PROBLEM STATEMENT
Return the number of lines holding "page", with nothing added.

GIVEN RECORDS

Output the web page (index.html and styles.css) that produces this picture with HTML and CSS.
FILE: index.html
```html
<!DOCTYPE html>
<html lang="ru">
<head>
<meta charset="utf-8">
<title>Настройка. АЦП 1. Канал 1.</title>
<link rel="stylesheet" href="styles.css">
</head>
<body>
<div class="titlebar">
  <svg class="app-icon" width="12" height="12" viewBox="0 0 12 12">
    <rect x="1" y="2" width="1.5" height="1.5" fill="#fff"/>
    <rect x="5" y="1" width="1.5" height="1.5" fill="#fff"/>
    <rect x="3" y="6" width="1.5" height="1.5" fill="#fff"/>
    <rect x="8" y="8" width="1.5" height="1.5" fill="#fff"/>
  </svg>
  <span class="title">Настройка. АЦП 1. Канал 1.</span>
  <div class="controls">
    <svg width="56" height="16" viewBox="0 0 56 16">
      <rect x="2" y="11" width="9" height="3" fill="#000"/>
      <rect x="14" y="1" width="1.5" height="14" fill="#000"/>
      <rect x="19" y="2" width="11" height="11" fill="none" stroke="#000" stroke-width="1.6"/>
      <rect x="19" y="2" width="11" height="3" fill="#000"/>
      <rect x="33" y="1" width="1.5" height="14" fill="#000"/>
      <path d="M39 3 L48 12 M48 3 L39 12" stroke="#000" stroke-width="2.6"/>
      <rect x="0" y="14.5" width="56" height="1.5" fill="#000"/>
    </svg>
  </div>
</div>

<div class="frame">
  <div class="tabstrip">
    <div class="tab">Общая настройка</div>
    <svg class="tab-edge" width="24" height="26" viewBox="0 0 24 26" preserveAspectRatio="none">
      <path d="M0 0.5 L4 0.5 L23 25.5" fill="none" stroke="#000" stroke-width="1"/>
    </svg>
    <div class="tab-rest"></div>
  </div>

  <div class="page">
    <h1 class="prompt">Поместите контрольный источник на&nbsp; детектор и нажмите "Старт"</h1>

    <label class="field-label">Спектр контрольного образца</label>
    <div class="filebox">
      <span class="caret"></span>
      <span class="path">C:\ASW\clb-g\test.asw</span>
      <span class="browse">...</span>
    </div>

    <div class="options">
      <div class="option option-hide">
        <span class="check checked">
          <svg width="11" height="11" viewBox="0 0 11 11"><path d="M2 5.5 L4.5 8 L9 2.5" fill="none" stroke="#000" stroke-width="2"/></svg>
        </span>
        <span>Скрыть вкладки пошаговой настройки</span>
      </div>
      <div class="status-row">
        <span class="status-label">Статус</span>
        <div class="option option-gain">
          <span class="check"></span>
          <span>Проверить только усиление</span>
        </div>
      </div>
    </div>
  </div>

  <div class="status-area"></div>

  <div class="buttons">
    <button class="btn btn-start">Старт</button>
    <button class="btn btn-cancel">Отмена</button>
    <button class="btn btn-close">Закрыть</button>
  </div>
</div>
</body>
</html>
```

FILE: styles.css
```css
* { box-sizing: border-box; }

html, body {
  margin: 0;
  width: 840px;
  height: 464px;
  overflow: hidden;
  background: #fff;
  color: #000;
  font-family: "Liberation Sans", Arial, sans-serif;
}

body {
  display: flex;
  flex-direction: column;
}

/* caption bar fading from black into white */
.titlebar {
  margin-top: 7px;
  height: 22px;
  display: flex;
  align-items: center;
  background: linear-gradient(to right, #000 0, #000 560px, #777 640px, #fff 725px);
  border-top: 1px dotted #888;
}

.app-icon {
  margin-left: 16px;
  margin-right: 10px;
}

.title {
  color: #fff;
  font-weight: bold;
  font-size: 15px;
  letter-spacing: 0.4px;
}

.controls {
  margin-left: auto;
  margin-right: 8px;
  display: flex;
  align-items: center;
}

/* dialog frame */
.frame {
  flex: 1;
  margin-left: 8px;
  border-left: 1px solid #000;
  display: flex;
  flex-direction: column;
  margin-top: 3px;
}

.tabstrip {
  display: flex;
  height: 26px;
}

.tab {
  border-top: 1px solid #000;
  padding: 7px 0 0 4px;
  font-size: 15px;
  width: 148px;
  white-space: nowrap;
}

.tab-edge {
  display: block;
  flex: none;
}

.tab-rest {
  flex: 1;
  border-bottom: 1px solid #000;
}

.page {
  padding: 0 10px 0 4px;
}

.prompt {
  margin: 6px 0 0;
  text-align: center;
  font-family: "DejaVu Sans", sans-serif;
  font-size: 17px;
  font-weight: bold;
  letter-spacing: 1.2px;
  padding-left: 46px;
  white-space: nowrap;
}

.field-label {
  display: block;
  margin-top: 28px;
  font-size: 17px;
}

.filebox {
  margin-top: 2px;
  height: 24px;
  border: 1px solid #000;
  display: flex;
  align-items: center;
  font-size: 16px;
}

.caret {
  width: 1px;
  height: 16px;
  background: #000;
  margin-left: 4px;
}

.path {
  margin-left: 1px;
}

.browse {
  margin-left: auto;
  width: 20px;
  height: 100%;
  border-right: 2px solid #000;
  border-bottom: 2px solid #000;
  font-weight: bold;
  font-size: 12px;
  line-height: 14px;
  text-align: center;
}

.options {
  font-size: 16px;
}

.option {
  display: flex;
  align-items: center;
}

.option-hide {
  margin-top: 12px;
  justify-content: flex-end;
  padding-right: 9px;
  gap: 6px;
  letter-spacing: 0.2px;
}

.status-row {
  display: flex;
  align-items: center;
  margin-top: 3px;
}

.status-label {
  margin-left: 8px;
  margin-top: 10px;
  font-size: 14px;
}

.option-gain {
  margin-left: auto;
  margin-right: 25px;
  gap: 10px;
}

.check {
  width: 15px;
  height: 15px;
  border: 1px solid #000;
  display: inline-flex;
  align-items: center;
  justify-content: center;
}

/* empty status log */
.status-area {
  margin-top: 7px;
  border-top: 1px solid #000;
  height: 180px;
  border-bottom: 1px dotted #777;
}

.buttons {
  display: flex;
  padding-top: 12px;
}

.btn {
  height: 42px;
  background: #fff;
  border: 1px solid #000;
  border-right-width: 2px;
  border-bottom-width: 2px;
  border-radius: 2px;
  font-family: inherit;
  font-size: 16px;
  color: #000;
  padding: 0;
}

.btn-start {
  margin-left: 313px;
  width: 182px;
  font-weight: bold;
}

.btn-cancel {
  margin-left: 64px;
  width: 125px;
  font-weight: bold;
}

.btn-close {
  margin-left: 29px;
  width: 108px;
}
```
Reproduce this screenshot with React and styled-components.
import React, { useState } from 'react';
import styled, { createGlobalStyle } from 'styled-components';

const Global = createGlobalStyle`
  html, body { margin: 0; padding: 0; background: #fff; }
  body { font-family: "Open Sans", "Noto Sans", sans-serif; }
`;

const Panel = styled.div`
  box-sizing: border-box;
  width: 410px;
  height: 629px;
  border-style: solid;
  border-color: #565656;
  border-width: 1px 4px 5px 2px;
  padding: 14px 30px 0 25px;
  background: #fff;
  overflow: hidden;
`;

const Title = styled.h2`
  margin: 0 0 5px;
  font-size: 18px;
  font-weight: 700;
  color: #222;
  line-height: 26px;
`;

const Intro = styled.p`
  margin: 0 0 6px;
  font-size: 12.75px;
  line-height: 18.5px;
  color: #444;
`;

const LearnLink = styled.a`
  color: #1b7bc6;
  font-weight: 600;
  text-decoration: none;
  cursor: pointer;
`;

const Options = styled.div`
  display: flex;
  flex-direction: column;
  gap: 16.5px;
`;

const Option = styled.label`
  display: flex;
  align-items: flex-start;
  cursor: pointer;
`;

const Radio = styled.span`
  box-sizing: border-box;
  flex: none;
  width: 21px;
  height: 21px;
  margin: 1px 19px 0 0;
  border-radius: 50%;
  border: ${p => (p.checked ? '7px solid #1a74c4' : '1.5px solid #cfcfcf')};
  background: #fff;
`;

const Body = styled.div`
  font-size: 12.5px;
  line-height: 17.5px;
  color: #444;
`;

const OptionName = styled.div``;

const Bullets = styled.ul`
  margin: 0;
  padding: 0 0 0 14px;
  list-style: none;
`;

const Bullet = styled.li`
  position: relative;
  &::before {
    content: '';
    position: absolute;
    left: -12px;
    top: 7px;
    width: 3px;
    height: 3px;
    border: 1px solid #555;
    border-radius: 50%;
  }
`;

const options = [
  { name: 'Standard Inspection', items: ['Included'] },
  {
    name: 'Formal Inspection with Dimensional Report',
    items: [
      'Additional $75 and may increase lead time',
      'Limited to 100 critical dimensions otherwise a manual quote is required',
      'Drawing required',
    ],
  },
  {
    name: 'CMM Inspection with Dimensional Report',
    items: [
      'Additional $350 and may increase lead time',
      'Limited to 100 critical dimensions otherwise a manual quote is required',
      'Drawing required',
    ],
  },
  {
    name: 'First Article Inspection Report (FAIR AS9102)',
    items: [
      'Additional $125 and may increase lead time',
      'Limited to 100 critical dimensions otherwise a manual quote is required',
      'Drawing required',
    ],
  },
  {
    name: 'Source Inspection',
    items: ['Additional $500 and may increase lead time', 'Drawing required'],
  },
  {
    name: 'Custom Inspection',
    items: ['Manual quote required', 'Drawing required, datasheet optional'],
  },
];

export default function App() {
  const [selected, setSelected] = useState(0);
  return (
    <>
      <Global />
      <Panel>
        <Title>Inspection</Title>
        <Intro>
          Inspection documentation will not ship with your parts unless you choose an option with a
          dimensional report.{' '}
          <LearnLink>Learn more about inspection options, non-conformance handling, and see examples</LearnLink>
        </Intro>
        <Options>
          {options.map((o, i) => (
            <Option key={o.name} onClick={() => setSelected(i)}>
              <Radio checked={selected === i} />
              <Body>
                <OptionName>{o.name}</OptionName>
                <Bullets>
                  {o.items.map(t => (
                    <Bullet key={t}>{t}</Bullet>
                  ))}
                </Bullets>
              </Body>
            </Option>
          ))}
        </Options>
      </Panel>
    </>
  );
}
...
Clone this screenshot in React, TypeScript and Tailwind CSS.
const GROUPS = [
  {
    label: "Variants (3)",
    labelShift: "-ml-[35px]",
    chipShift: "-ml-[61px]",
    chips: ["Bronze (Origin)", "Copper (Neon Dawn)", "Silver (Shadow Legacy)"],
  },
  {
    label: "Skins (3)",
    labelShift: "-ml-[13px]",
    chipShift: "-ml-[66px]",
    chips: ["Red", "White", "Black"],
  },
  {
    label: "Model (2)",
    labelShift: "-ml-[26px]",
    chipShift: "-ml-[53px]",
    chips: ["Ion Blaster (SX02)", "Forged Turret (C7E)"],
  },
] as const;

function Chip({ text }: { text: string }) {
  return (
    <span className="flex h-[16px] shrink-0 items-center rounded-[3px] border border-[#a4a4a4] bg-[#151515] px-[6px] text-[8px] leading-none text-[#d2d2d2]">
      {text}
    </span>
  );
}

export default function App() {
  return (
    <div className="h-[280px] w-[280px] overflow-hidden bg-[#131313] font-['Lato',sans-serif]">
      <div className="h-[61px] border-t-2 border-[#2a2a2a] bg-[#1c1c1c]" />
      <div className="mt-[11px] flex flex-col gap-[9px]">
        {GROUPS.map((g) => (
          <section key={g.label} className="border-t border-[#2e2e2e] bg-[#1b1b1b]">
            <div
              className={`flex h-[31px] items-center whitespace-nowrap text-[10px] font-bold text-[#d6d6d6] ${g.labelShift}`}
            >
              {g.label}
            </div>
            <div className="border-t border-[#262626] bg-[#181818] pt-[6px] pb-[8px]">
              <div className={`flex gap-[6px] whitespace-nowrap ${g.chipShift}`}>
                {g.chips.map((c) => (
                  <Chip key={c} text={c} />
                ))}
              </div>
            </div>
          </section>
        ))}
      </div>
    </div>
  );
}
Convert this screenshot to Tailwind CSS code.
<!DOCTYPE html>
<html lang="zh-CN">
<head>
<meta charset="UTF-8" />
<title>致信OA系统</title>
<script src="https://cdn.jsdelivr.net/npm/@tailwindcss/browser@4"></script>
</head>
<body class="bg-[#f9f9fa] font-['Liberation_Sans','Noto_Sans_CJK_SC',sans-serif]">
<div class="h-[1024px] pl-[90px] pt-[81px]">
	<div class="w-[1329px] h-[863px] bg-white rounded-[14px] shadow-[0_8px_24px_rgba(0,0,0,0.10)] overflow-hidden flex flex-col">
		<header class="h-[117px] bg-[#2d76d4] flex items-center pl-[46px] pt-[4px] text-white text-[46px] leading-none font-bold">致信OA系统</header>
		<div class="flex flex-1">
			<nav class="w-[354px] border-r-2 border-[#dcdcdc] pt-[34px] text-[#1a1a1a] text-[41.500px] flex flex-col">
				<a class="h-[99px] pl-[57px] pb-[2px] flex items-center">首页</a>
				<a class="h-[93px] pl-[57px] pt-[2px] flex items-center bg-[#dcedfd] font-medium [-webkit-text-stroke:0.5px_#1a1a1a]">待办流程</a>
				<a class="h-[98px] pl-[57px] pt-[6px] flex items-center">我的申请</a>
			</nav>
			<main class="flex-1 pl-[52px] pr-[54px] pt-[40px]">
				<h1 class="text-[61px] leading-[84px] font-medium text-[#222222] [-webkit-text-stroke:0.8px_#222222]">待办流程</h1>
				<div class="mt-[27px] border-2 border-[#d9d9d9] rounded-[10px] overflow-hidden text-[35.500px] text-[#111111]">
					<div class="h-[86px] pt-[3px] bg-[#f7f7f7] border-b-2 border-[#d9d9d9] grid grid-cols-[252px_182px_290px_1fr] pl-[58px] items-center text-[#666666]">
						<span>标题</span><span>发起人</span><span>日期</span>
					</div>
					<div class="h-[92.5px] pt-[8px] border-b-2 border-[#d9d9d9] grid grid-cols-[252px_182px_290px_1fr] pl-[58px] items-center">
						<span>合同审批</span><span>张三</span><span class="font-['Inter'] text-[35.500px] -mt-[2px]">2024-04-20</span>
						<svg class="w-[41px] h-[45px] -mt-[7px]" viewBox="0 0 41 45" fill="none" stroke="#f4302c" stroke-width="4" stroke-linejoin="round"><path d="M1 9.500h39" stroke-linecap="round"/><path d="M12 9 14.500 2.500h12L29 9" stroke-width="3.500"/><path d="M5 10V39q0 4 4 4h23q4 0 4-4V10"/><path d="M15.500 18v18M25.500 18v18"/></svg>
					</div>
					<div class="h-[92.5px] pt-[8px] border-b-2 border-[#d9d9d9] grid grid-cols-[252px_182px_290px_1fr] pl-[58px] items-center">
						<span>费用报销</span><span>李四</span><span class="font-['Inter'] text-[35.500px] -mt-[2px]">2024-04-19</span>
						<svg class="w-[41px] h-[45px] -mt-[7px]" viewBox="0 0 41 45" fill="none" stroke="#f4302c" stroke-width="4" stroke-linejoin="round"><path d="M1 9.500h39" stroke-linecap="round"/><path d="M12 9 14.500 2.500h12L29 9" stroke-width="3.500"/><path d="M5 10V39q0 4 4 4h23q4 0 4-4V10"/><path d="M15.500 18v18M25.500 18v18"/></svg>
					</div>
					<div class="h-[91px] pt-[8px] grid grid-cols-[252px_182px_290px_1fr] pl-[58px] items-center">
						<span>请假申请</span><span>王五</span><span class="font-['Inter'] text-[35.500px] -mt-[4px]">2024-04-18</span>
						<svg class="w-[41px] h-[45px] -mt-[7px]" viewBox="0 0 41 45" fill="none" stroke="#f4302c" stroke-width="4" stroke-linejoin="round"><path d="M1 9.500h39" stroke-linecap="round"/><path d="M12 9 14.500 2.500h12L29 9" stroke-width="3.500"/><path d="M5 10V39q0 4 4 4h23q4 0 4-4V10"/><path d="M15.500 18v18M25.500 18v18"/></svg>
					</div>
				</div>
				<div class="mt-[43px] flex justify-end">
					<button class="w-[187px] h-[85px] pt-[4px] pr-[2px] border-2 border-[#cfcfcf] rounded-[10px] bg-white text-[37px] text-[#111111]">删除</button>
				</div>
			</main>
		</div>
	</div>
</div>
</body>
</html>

THE SOLUTION
3